Ofsted levelled particular criticism at existing GCSE courses which fail to properly explore the subject of experimentation – creating little incentive for schools to develop pupils’ practical skills.

It means that many teenagers do not have the knowledge needed to continue studying the subject at A-level, inspectors warned, with girls in particular shunning the subject in "alarmingly high" numbers.

In a damning conclusion, the report warned that the sciences were now largely the preserve of fee-paying schools.

"Opportunities for illustrative and investigative scientific enquiry were limited, and so was the achievement of students," the report said.

"They achieved their GCSE grades but not the science practical skills they needed at the next stage. Sixth-form teachers told inspectors that this lack of practical skill is revealed starkly for many students at A-level, as they try to catch up with the demands of accurate, individual practical and experimental work."

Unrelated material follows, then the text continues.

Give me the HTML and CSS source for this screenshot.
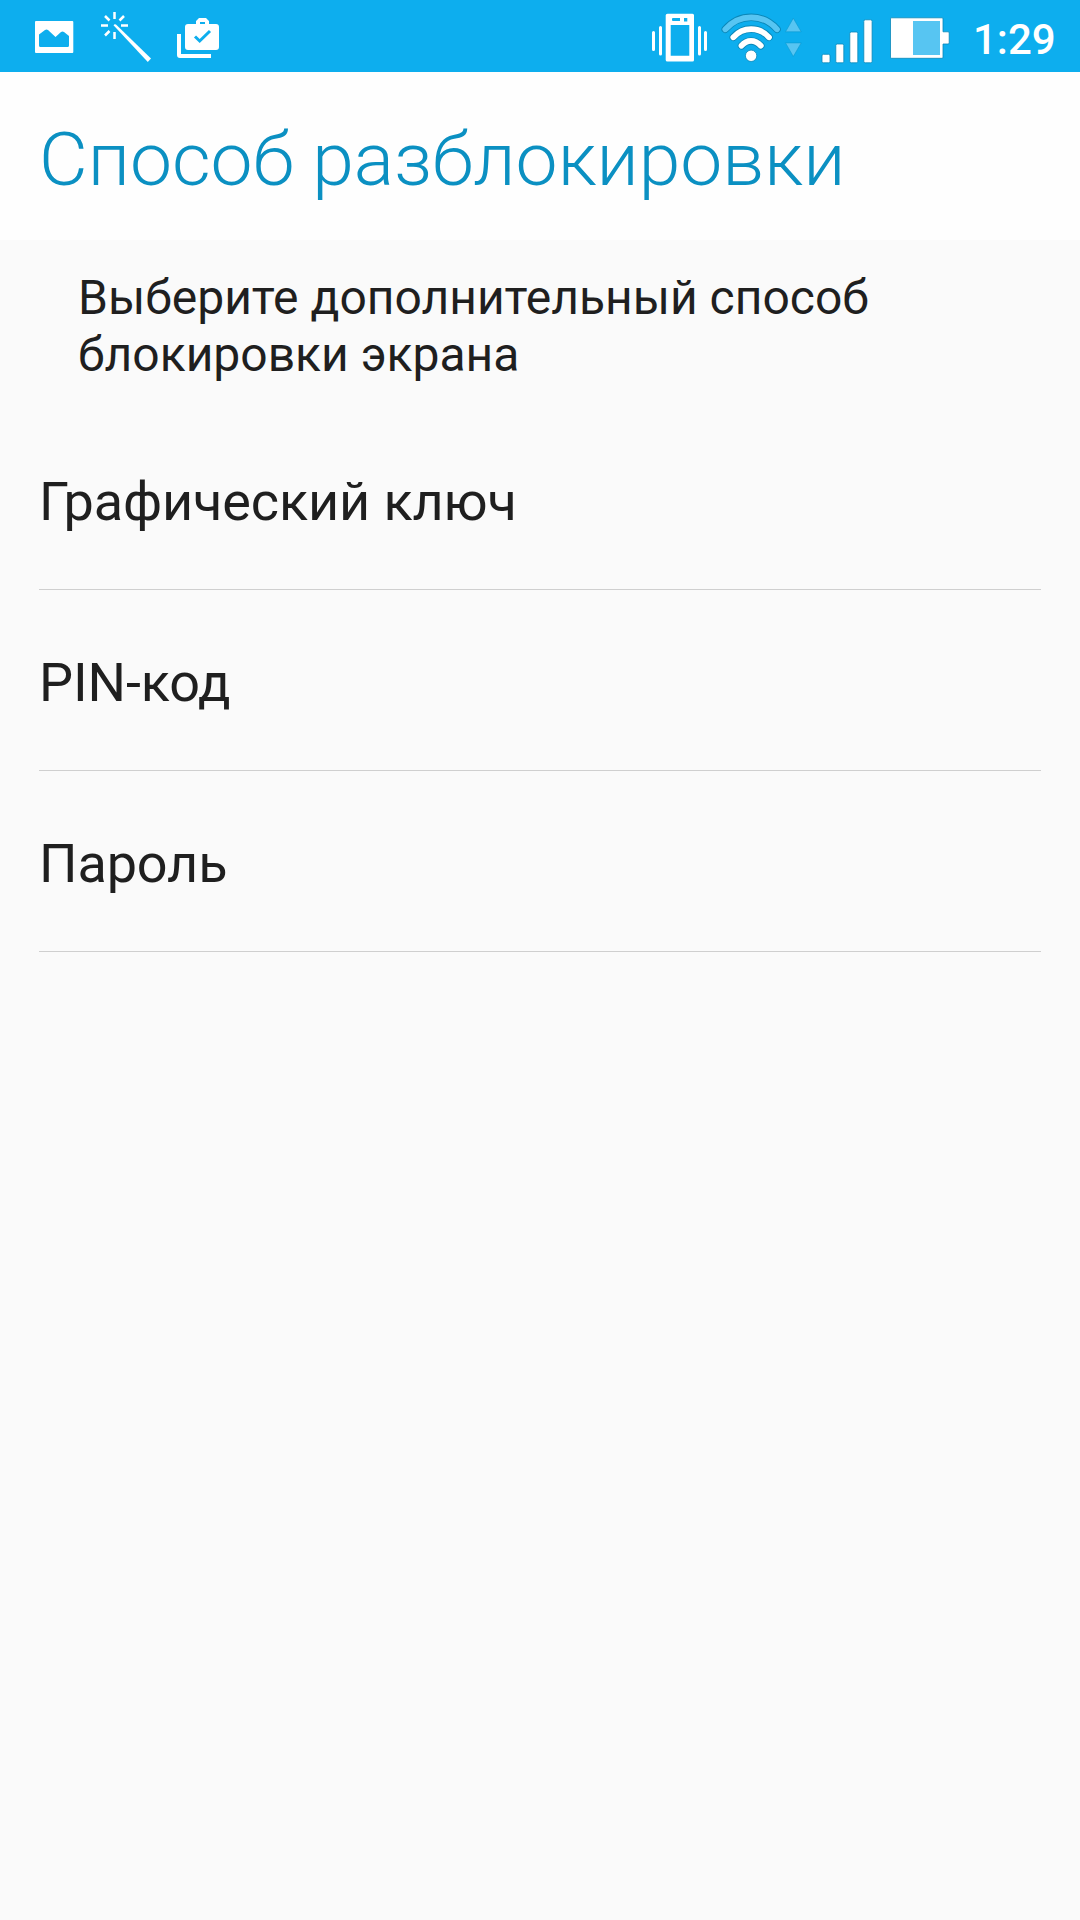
FILE: index.html
```html
<!DOCTYPE html>
<html lang="ru">
<head>
<meta charset="utf-8">
<title>Способ разблокировки</title>
<link rel="stylesheet" href="styles.css">
</head>
<body>
<header class="status-bar">
  <div class="notifications">
    <svg width="40" height="72" viewBox="34 0 40 72" aria-hidden="true">
      <path class="solid" fill-rule="evenodd" d="M36 21H72.3Q73.3 21 73.3 22V52Q73.3 53 72.3 53H36Q35 53 35 52V22Q35 21 36 21ZM39 34.5V45.5Q39 47 40.5 47H67.5Q69 47 69 45.5V36L64 32Q62.5 31 61 32L55.5 37L48 30Q46.5 28.800 45 30Z"/>
    </svg>
    <svg width="52" height="72" viewBox="99 0 52 72" aria-hidden="true">
      <path class="ray" d="M114.500 12V19M114.500 32V39M101 25.500H108M121 25.500H128M105 16L109.500 20.500M124 16L119.500 20.500M105 35.500L109.500 31"/>
      <path class="solid" d="M113.500 25.200Q114.500 23.500 116 24.500L151 58.500L147.800 62Z"/>
    </svg>
    <svg width="44" height="72" viewBox="176 0 44 72" aria-hidden="true">
      <path class="solid" fill-rule="evenodd" d="M188 24H196V21L199 18H206L209 21V24H216Q219 24 219 27V47Q219 50 216 50H188Q185 50 185 47V27Q185 24 188 24ZM200 22V24H205V22Z"/>
      <path class="solid" d="M177 34H181V54H211V58H180Q177 58 177 55Z"/>
      <path class="check" d="M195 36.500L199.700 41L210 31"/>
    </svg>
  </div>
  <div class="indicators">
    <svg class="vibrate" width="56" height="72" viewBox="652 0 56 72" aria-hidden="true">
      <path class="solid" fill-rule="evenodd" d="M667.500 13.700H692.500Q694 13.700 694 15.200V60Q694 61.500 692.500 61.500H667.500Q665.700 61.500 665.700 60V15.200Q665.700 13.700 667.500 13.700ZM670.700 25V55.700H689.300V25ZM673 18Q672 18 672 19V20Q672 21 673 21H680V18ZM684 18V21.500H687.300V18Z"/>
      <path class="wave" d="M653.500 32.500V49.500M660.500 27.500V54M699.500 27.500V54M705.500 32.500V49.500"/>
    </svg>
    <svg class="wifi" width="81" height="72" viewBox="721 0 81 72" aria-hidden="true">
      <path class="arc-edge" d="M725.300 29.300C739.500 13.300 762.800 13.300 777 29.300"/>
      <path class="arc-weak" d="M725.300 29.300C739.500 13.300 762.800 13.300 777 29.300"/>
      <path class="arc-edge" d="M733.300 37.300C743 26.300 759.300 26.300 769 37.300M741.500 45.700C747 39.300 755 39.300 760.800 45.700"/>
      <path class="arc" d="M733.300 37.300C743 26.300 759.300 26.300 769 37.300M741.500 45.700C747 39.300 755 39.300 760.800 45.700"/>
      <circle class="outlined" cx="751.100" cy="55.800" r="5.700"/>
      <path class="traffic" d="M793.300 18.200L801.200 31.800H785.500ZM785.500 42.900H801.200L793.300 56.500Z"/>
    </svg>
    <svg class="signal" width="52" height="72" viewBox="821 0 52 72" aria-hidden="true">
      <rect class="outlined" x="822" y="54.300" width="8" height="8.500" rx="1.500"/>
      <rect class="outlined" x="835.800" y="44" width="8" height="18.800" rx="1.500"/>
      <rect class="outlined" x="849.800" y="32" width="8" height="30.800" rx="1.500"/>
      <rect class="outlined" x="863.800" y="19.800" width="8.300" height="43" rx="1.500"/>
    </svg>
    <svg class="battery" width="60" height="72" viewBox="890 0 60 72" aria-hidden="true">
      <path class="outlined" d="M891.500 17.800H942Q943 17.800 943 18.800V31.800H948Q949.200 31.800 949.200 32.800V43Q949.200 44 948 44H943V57.300Q943 58.300 942 58.300H891.500Q890.500 58.300 890.500 57.300V18.800Q890.500 17.800 891.500 17.800Z"/>
      <rect class="charge-gap" x="913" y="21" width="27" height="34"/>
    </svg>
    <time class="clock">1:29</time>
  </div>
</header>
<h1 class="title">Способ разблокировки</h1>
<main>
  <p class="hint">Выберите дополнительный способ блокировки экрана</p>
  <ul class="methods">
    <li class="method">Графический ключ</li>
    <li class="method">PIN-код</li>
    <li class="method">Пароль</li>
  </ul>
</main>
</body>
</html>
```
FILE: styles.css
```css
* { box-sizing: border-box; }

body {
  margin: 0;
  min-height: 1920px;
  background: #fafafa;
  color: #1f1f1f;
  font-family: Roboto, sans-serif;
}

svg { display: block; flex: none; }

.status-bar {
  display: flex;
  justify-content: space-between;
  height: 72px;
  padding: 0 25px 0 34px;
  background: #0daeee;
}

.notifications { display: flex; gap: 25px; }
.indicators { display: flex; }

.solid { fill: #fff; }
.ray { fill: none; stroke: #fff; stroke-width: 2.5; }
.check { fill: none; stroke: #0daeee; stroke-width: 3; }
.wave { fill: none; stroke: #fff; stroke-width: 3; stroke-linecap: round; }
.arc-edge { fill: none; stroke: #0a87b8; stroke-width: 7.5; stroke-linecap: round; }
.arc { fill: none; stroke: #fff; stroke-width: 5.8; stroke-linecap: round; }
.arc-weak { fill: none; stroke: #57c5f2; stroke-width: 5.8; stroke-linecap: round; }
.outlined { fill: #fff; stroke: #0a87b8; stroke-width: 0.8; }
.traffic { fill: #57c5f2; stroke: #0a98ce; stroke-width: 0.6; stroke-linejoin: round; }
.charge-gap { fill: #57c5f2; }

.wifi { margin-left: 13px; }
.signal { margin-left: 19px; }
.battery { margin-left: 17px; }

.clock {
  width: 82px;
  margin-left: 23px;
  padding-top: 7px;
  color: #fff;
  font-size: 42px;
  font-weight: 500;
  line-height: 65px;
  white-space: nowrap;
}

.title {
  height: 168px;
  margin: 0;
  padding: 6px 39px 0;
  background: #fefefe;
  color: #0b90c2;
  font-size: 75px;
  font-weight: 300;
  line-height: 162px;
}

.hint {
  margin: 0;
  padding: 29px 78px 26px;
  font-size: 48px;
  line-height: 57px;
}

.methods {
  margin: 0;
  padding: 0 39px;
  list-style: none;
}

.method {
  height: 181px;
  padding-top: 5px;
  border-bottom: 1px solid #cfcfcf;
  font-size: 54px;
  letter-spacing: -0.12px;
  line-height: 175px;
}
```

Sir Michael Wilshaw, the chief inspector, suggested that a shortage of high-level science skills risked damaging the economy.

But the Department for Education insisted it was introducing a new science curriculum to address the failings and had encouraged schools to ensure pupils take GCSEs in the three separate sciences.

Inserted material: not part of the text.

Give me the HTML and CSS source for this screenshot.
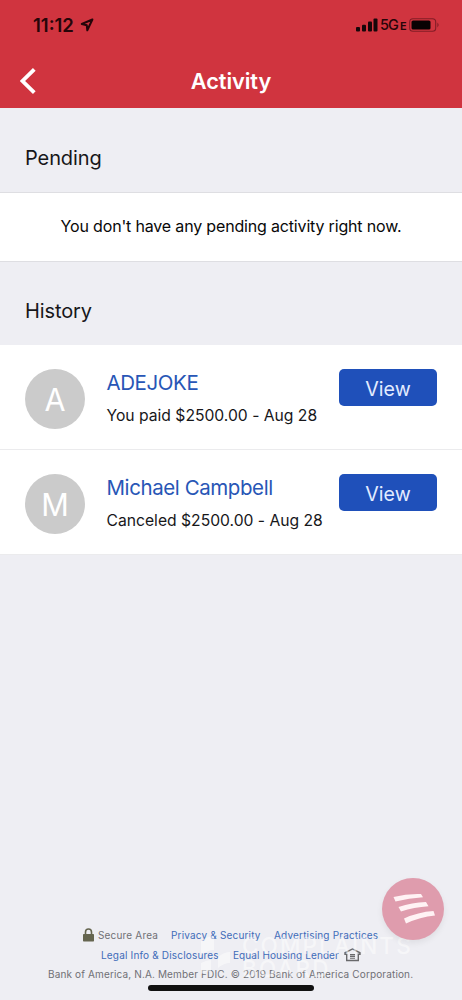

The report – Maintaining Curiosity – was based on inspections of 91 primaries and 89 secondary schools in England.

In all, standards of science were not good enough in more than a quarter of those visited.

It told how experiments were relegated to special one-off "science days" in some primary schools. Inspectors gave the example of one school that only allowed two pupils to carry out practical works while other children "just sat on the carpet and watched and drifted away".

In secondary schools, GCSE "exams do not test scientific practical skills enough, so that teachers often do not see the need to teach those skills to pupils thoroughly", Ofsted said.

This leads to too many pupils being "poorly prepared for any science learning or for any job that involves science", it was claimed.

A DfE spokesman said: "Ofsted is right – pupils must learn through high-quality practical work if we are to produce the brilliant scientists vital for our economic prosperity.

"That is why there is a real focus on practical science in our new curriculum, at both primary and secondary and we are also strengthening practical elements in our new science GCSEs."